卵巣機能の測定には、月経3日目にホルモン値を測定する方法と、同じく月経3日目頃に経腟エコーで初期の発育卵胞の数や卵巣の体積を測定する方法があります。代表的なホルモンには卵巣刺激ホルモン(FSH)や黄体形成ホルモン(LH)、エストロゲン(E2)があげられます。
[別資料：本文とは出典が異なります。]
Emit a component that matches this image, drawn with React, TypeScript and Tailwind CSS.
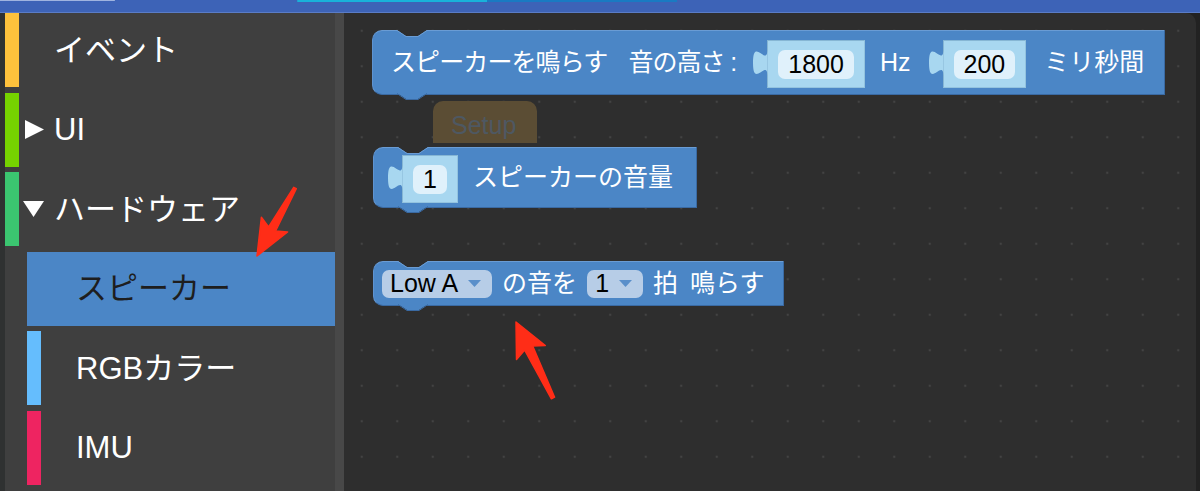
import React from 'react';

type RowProps = {
  bar: string;
  label: string;
  caret?: 'right' | 'down';
  sub?: boolean;
  selected?: boolean;
};

const SideRow: React.FC<RowProps> = ({ bar, label, caret, sub, selected }) => (
  <div
    className={`h-[74px] flex items-center shrink-0 ${sub ? 'ml-[22px]' : ''} ${
      selected ? 'bg-[#4b86c6] text-[#1e1e1e]' : 'text-white'
    }`}
  >
    <div className={`w-[14px] h-full ${bar}`} />
    <div className="w-[35px] flex items-center">
      {caret === 'right' && (
        <svg width="20" height="19" viewBox="0 0 20 19" className="ml-[6px]">
          <polygon points="0,0 19,9.5 0,19" fill="#ffffff" />
        </svg>
      )}
      {caret === 'down' && (
        <svg width="21" height="16" viewBox="0 0 21 16" className="ml-[4px]">
          <polygon points="0,0 21,0 10.5,16" fill="#ffffff" />
        </svg>
      )}
    </div>
    <span className="text-[31px] leading-none">{label}</span>
  </div>
);

const Notch = () => (
  <svg className="absolute left-[24px] top-[-1px]" width="30" height="7" viewBox="0 0 30 7">
    <path d="M0,0 L9,6 L21,6 L30,0 Z" fill="#2e2e2e" />
    <path d="M0,0.5 L9,6.5 L21,6.5 L30,0.5" fill="none" stroke="#6a9cd4" strokeWidth="1" />
  </svg>
);

const Tab = () => (
  <svg className="absolute left-[24px] top-full mt-[-1px]" width="30" height="7" viewBox="0 0 30 7">
    <path d="M0,0 L9,6 L21,6 L30,0 Z" fill="#4b86c6" />
    <path d="M0,0.5 L9,6.5 L21,6.5 L30,0.5" fill="none" stroke="#3a6aa3" strokeWidth="1" />
  </svg>
);

const Slot: React.FC<{ value: string; className: string }> = ({ value, className }) => (
  <div className={`relative flex items-center mt-[3px] ${className}`}>
    <svg className="absolute left-[-14px] top-[10px] overflow-visible" width="14" height="26" viewBox="0 0 14 26">
      <path d="M14.5,0 C14,17 0,-13.6 0,12.75 C0,39 14,8.5 14.5,25.5 Z" fill="#a8d7f0" />
    </svg>
    <div className="h-[48px] px-[10px] flex items-center bg-[#a8d7f0] border border-t-[#86b6d4] border-l-[#86b6d4] border-r-[#93c3df] border-b-[#93c3df]">
      <div className="h-[29px] px-[10px] rounded-[7px] bg-[#e0f1fb] flex items-center text-black text-[25px] leading-none">
        {value}
      </div>
    </div>
  </div>
);

const Dropdown: React.FC<{ value: string }> = ({ value }) => (
  <div className="h-[28px] pl-[8px] pr-[11px] rounded-[7px] bg-[#b7cde7] flex items-center gap-[10px] text-black text-[25px] leading-none">
    <span>{value}</span>
    <svg width="13" height="7" viewBox="0 0 13 7">
      <polygon points="0,0 13,0 6.5,7" fill="#5a8fca" />
    </svg>
  </div>
);

const blockBase =
  'absolute flex items-center bg-[#4b86c6] rounded-l-[10px] border-t border-l border-t-[#6a9cd4] border-l-[#5f93cf] border-b border-r border-b-[#3a6aa3] border-r-[#3a6aa3] text-white text-[25px] leading-none whitespace-nowrap';

export default function App() {
  return (
    <div className="relative w-[1200px] h-[491px] overflow-hidden flex flex-col bg-[#2e2e2e] font-['Liberation_Sans','Noto_Sans_CJK_JP',sans-serif]">
      {/* top bar */}
      <div className="h-[13px] shrink-0 bg-[#3d63b7] border-b border-[#5a7cc6] flex items-start">
        <div className="w-[115px] h-[1px] bg-[#9fb4e0] rounded-r-full" />
        <div className="ml-[182px] w-[190px] h-[2px] bg-[#19b2da] rounded-l-full" />
        <div className="w-[190px] h-[2px] bg-[#1a7ac2]" />
      </div>

      <div className="flex-1 flex min-h-0">
        {/* sidebar */}
        <div className="w-[344px] shrink-0 flex">
          <div className="w-[5px] bg-[#2f3131]" />
          <div className="w-[330px] bg-[#3f3f3f] flex flex-col gap-[5.6px] overflow-hidden">
            <SideRow bar="bg-[#fdc13c]" label="イベント" />
            <SideRow bar="bg-[#76d300]" label="UI" caret="right" />
            <SideRow bar="bg-[#3bc570]" label="ハードウェア" caret="down" />
            <SideRow bar="bg-[#4b86c6]" label="スピーカー" sub selected />
            <SideRow bar="bg-[#65bdfd]" label="RGBカラー" sub />
            <SideRow bar="bg-[#ee2461]" label="IMU" sub />
          </div>
          <div className="w-[9px] bg-[#484848]" />
        </div>

        {/* workspace */}
        <div className="flex-1 bg-[#222222] flex">
          <div className="relative flex-1 mr-[4px] rounded-tr-[10px] bg-[#2e2e2e] bg-[radial-gradient(circle,#434343_1px,transparent_1.6px)] bg-[size:35.5px_35.5px] overflow-hidden">
            {/* block 1 */}
            <div className={`${blockBase} left-[28px] top-[17px] h-[65px] pl-[18px] pr-[20px]`}>
              <Notch />
              <span className="tracking-[-0.9px]">スピーカーを鳴らす</span>
              <span className="ml-[21px] tracking-[-1px]">音の高さ :</span>
              <Slot value="1800" className="ml-[31px]" />
              <span className="ml-[15px]">Hz</span>
              <Slot value="200" className="ml-[32px]" />
              <span className="ml-[18px]">ミリ秒間</span>
              <Tab />
            </div>

            {/* ghost setup block */}
            <div className="absolute left-[89px] top-[88px] w-[104px] h-[42px] rounded-t-[10px] bg-[#5b4d34] pl-[18px] pt-[12px] text-[25px] leading-none text-[#4e5862]">
              Setup
            </div>

            {/* block 2 */}
            <div className={`${blockBase} left-[29px] top-[134px] h-[61px] pl-[0px] pr-[23px]`}>
              <Notch />
              <Slot value="1" className="ml-[28px]" />
              <span className="ml-[15px]">スピーカーの音量</span>
              <Tab />
            </div>

            {/* block 3 */}
            <div className={`${blockBase} left-[29px] top-[248px] h-[45px] pl-[8px] pr-[18px] gap-[10px]`}>
              <Notch />
              <Dropdown value="Low A" />
              <span>の音を</span>
              <Dropdown value="1" />
              <span>拍</span>
              <span className="ml-[2px]">鳴らす</span>
              <Tab />
            </div>
          </div>
        </div>
      </div>

      {/* annotation arrows */}
      <svg className="absolute left-0 top-0 pointer-events-none" width="1200" height="491" viewBox="0 0 1200 491">
        <polygon
          points="296.3,188.7 275.6,231 287.6,231.9 257,256 261.4,217.3 268.6,227 293.7,187.3"
          fill="#ff2d17"
          stroke="#ff2d17"
          strokeWidth="1.5"
          strokeLinejoin="round"
        />
        <polygon
          points="554.6,397.2 532.7,346.1 545.3,345.6 516,322 516.5,359.6 524.7,350.1 551.4,398.8"
          fill="#ff2d17"
          stroke="#ff2d17"
          strokeWidth="1.5"
          strokeLinejoin="round"
        />
      </svg>
    </div>
  );
}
卵巣予備能とは、古典的には卵巣内に残存する卵子の数と質を指し、卵巣の潜在的な生殖能力を意味します12)。
 
現在、卵巣予備能の推定に用いられているのがAMH(抗ミュラー管ホルモン)です。原始卵胞の中にある顆粒膜細胞が成長することで、成熟卵胞になります。(図3)。

図3 卵胞のサイクル(文献14)を参考に作成)

2 卵巣機能/卵巣予備能の評価方法01 その顆粒膜細胞から分泌されるホルモンがAMHで、残存卵子数を反映すると言われています。
AMHは月経周期に関係なく血液検査で測定できます。
AMHを測定することで、現在の卵巣の状態を推測することが可能となるため、予定されたがん治療を考慮した上で、妊孕性温存をするか否かの参考となり、またがん治療後に測定することで生殖補助医療を実施する際の治療戦略を立てやすくなるという利点があります。
現時点では、AMH値および胞状卵胞数のカウントが治療前後の卵巣予備能として有用ですが、それのみで完璧といえる方法ではありません12)。